According to Pirelli, an early stop to switch from ultrasofts to supersofts then a later one to go to the softs, which were the mandatory compound this weekend, was the fastest way to the chequered flag. But that was predicted on track temperatures around 40 degrees Celsius, and in the race they never went above 23. At the same time, they missed how strong the ultrasofts were. Vettel swapped his on the 11th lap - apparently cleverly under the Virtual Safety Car as Jenson Button’s broken McLaren was moved away - but Hamilton went until the 24th.

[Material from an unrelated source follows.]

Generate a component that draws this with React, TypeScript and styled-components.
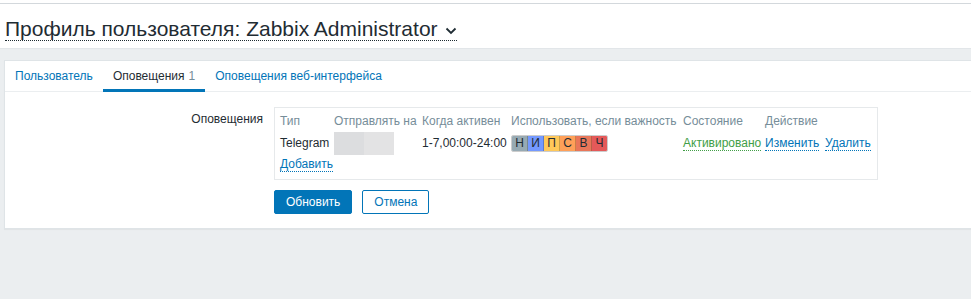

Later, Ferrari were surprised again by how well and for how long Hamilton made the soft tyres operate at their peak, and in all that misjudgement was Ferrari’s victory chance lost.

Red Bull

Prior to the race Daniel Ricciardo expressed the opinion that Red Bull would be stronger in race trim than in qualifying. But that was far from the case. He ran fourth initially, and team mate Max Verstappen, in third place, was actually warned not to hold him up as he closed in on the Dutchman on the 10th lap. But it transpired Verstappen was merely conserving his rubber and their situation was never again an issue. But even at that stage it was clear that the RB12 did not have the pace to run with either Ferrari or Mercedes this day.

Later both drivers pitted again, following the same strategy as Ferrari, with the same disappointing conclusion. Williams, meanwhile, took third place on a single-stop strategy similar to Mercedes’.

Daniel Ricciardo

The Australian got back in front of upstart new team mate Max Verstappen in qualifying, but lost out to him in the Rosberg melee in Turn 1 after the start. Thereafter, but for a fleeting moment on the 10th lap, he never looked like challenging him for what would become fourth place, and on a weekend when he went looking for payback after Spain and Monaco, he found himself playing second fiddle even before a delay in one of his pit stops, and finishing a distant seventh.